The voice actors for Isaac (John Patrick Lowrie) and Rebecca (Ellen McLain) were emotive and convincing, delivering line after line of their Collective Justice Mission. Depending on how well Vic’s mission goes, or what you trigger along the way, you may receive different responses from the pair. These responses resembled the loose tethering of their worldview to the reality of the world they’ve created. Once you threaten their world, you might receive a united Walker front hellbent on destruction, or a more logistical approach to removing you from the equation. Your actions have an opposite, but not always equal, reaction from the Walkers.

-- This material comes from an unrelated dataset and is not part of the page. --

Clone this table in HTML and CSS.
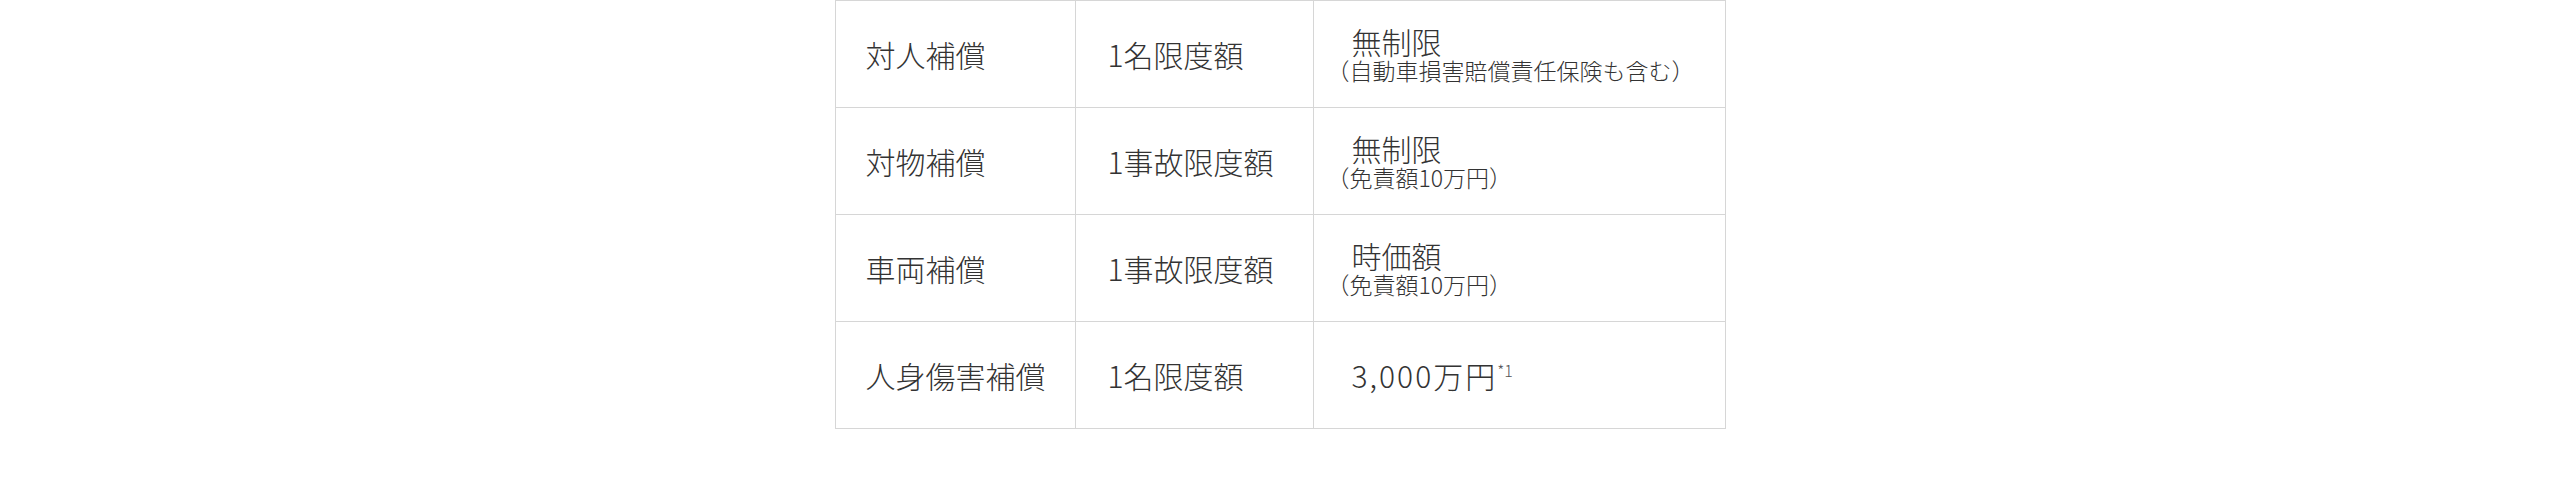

“The Church in the Darkness” is convincing as a story of a 1970s cult. Every detail feels real: isolation from the government that drove them out; speaker systems that loudly recite cult manifestos and sermons; unrelenting members who protect the mission and purpose of their leaders; a couple driven by their own insanity and paranoia.
Where other games look at an animated depiction of true crime as a horror story, “The Church in the Darkness” takes the unsettling approach of realism. The music is low and goes almost unnoticed, with ambient noises of the jungle and your footsteps filling the void. I gravitated to the experience of navigating the cult’s settlement, wondering how Isaac and Rebecca Walker came to be these two devastating leaders. Their histories are pieces of the story that are missing in the beginning, and the tension of not knowing who this cult belongs to adds to the potential threat of it.
Without revealing too much, this was a great game for anyone who is also fascinated by the rigorous and redundant life inside an isolationist cult. While it won’t realistically compare to the horrors within a settlement like Jonestown, “The Church in the Darkness” empowers you to weaken Freedom Town at all costs.
Review: The Church in the Darkness (Nintendo Switch)
“The Church in the Darkness” takes the unsettling approach of realism. It’s convincing as a story of a 1970s cult, and Freedom Town is a chilling look inside an isolated cult in the middle of the jungles of South America.